Problem to work on: Quote from the first line below through the line that contains "import React from 'react'", both included, and leave the pictures out.
+++ Dataset +++
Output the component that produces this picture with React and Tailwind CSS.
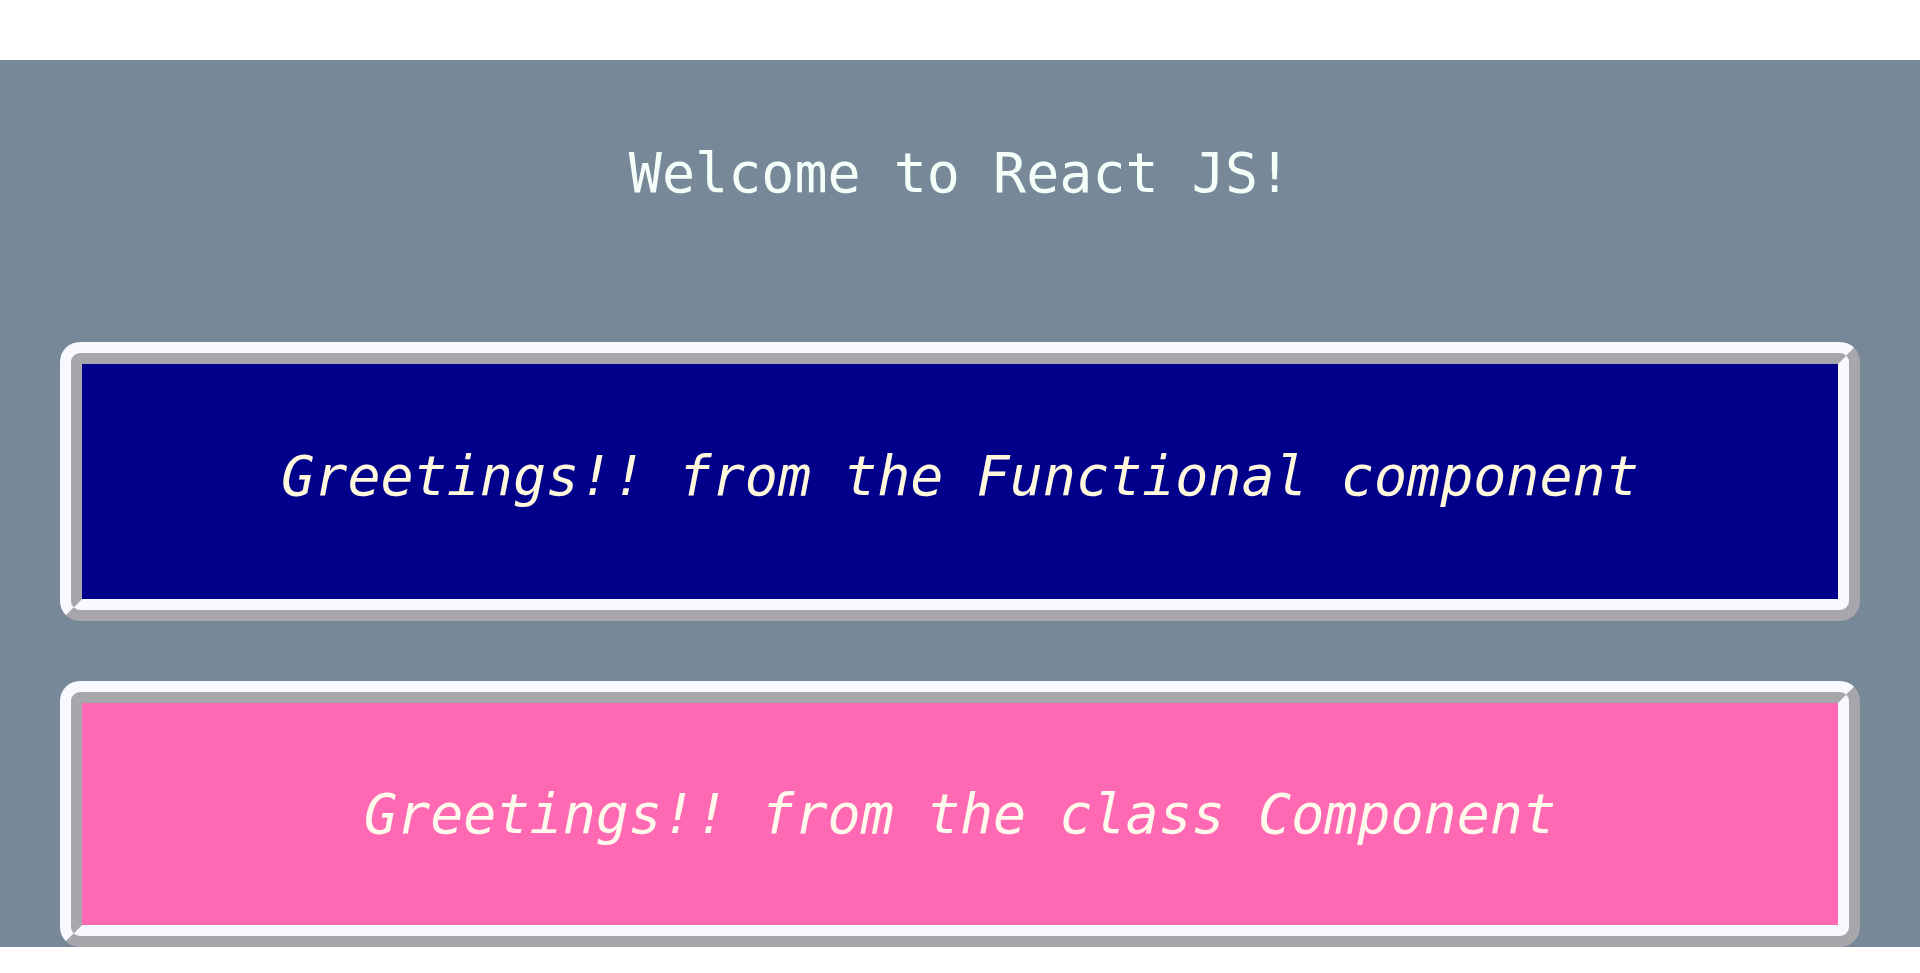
import React from 'react'

// Two greeting cards, one per component style
function FunctionalGreeting() {
    return (
        <div className="mx-[60px] rounded-[20px] border-[22px] [border-style:ridge] border-[#f8f8ff] bg-[#00008b] pt-[80px] pb-[91px] text-center">
            <p className="text-[55px] leading-[64px] italic text-[#fff8dc]">
                Greetings!! from the Functional component
            </p>
        </div>
    )
}

class ClassGreeting extends React.Component {
    render() {
        return (
            <div className="mx-[60px] mt-[60px] rounded-[20px] border-[22px] [border-style:ridge] border-[#f8f8ff] bg-[#ff69b4] pt-[79px] pb-[79px] text-center">
                <p className="text-[55px] leading-[64px] italic text-[#fffaeb]">
                    Greetings!! from the class Component
                </p>
            </div>
        )
    }
}

export default function App() {
    return (
        <div className="font-['DejaVu_Sans_Mono',monospace]">
            <div className="mt-[60px] bg-[#778899]">
                <h1 className="pt-[81px] pb-[137px] text-center text-[55px] leading-[64px] font-normal text-[#f5fffa]">
                    Welcome to React JS!
                </h1>
                <FunctionalGreeting />
                <ClassGreeting />
            </div>
        </div>
    )
}
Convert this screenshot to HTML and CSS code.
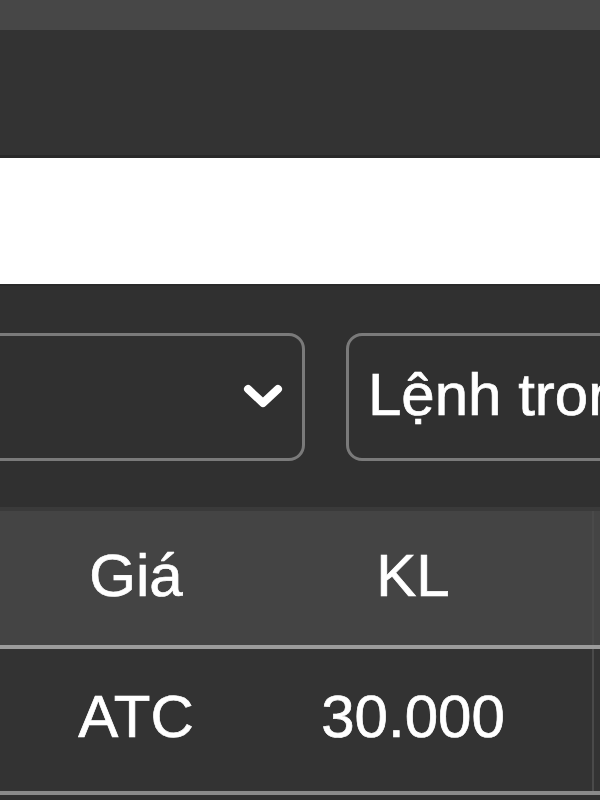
FILE: index.html
```html
<!DOCTYPE html>
<html lang="vi">
<head>
<meta charset="utf-8">
<title>Lệnh trong ngày</title>
<link rel="stylesheet" href="styles.css">
</head>
<body>
<div class="page">
  <div class="topbar"></div>
  <div class="nav"></div>
  <div class="search"></div>
  <div class="filters">
    <div class="select select-first">
      <svg class="chevron" width="42" height="28" viewBox="0 0 42 28" aria-hidden="true">
        <path d="M6 6 L21 20 L36 6" fill="none" stroke="#ffffff" stroke-width="8" stroke-linecap="round" stroke-linejoin="round"/>
      </svg>
    </div>
    <div class="select select-second">
      <span class="select-text">Lệnh trong ngày</span>
    </div>
  </div>
  <div class="table">
    <div class="row head">
      <div class="cell">Giá</div>
      <div class="cell">KL</div>
      <div class="cell edge"></div>
    </div>
    <div class="row body">
      <div class="cell">ATC</div>
      <div class="cell">30.000</div>
      <div class="cell edge"></div>
    </div>
  </div>
</div>
</body>
</html>
```
FILE: styles.css
```css
html, body {
  margin: 0;
  padding: 0;
  background: #303030;
}
body {
  width: 600px;
  height: 800px;
  overflow: hidden;
  font-family: "Liberation Sans", Arial, sans-serif;
  color: #ffffff;
}
.page {
  width: 600px;
  overflow: hidden;
}
.topbar {
  height: 30px;
  background: #474747;
}
.nav {
  height: 125px;
  background: #333333;
  border-bottom: 3px solid #292929;
}
.search {
  height: 126px;
  background: #ffffff;
  border-bottom: 2px solid #2a2a2a;
}
.filters {
  display: flex;
  gap: 41px;
  padding: 47px 0 46px;
  margin-left: -40px;
  background: #303030;
}
.select {
  box-sizing: border-box;
  height: 128px;
  border: 3px solid #7a7a7a;
  border-radius: 16px;
  display: flex;
  align-items: center;
  flex: none;
}
.select-first {
  width: 345px;
  justify-content: flex-end;
  padding-right: 18px;
}
.chevron {
  display: block;
}
.select-second {
  width: 400px;
  padding-left: 19px;
}
.select-text {
  font-size: 60px;
  white-space: nowrap;
  line-height: 1;
  margin-top: -4px;
  -webkit-text-stroke: 0.7px #ffffff;
}
.table {
  background: #333333;
}
.row {
  display: grid;
  grid-template-columns: 272px 282px 38px 8px;
  align-items: center;
}
.cell {
  text-align: center;
  font-size: 60px;
  line-height: 1;
  white-space: nowrap;
  -webkit-text-stroke: 0.7px #ffffff;
}
.edge {
  grid-column: 4;
  align-self: stretch;
  border-left: 2px solid #4a4a4a;
}
.head {
  height: 134px;
  background: #444444;
  border-top: 4px solid #3a3a3a;
  border-bottom: 4px solid #9c9c9c;
}
.head .cell {
  padding-bottom: 4px;
}
.body {
  height: 142px;
  background: #333333;
  border-bottom: 4px solid #8a8a8a;
}
.body .cell {
  padding-bottom: 6px;
}
```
+++
Answer in full:
Output the component that produces this picture with React and Tailwind CSS.
import React from 'react'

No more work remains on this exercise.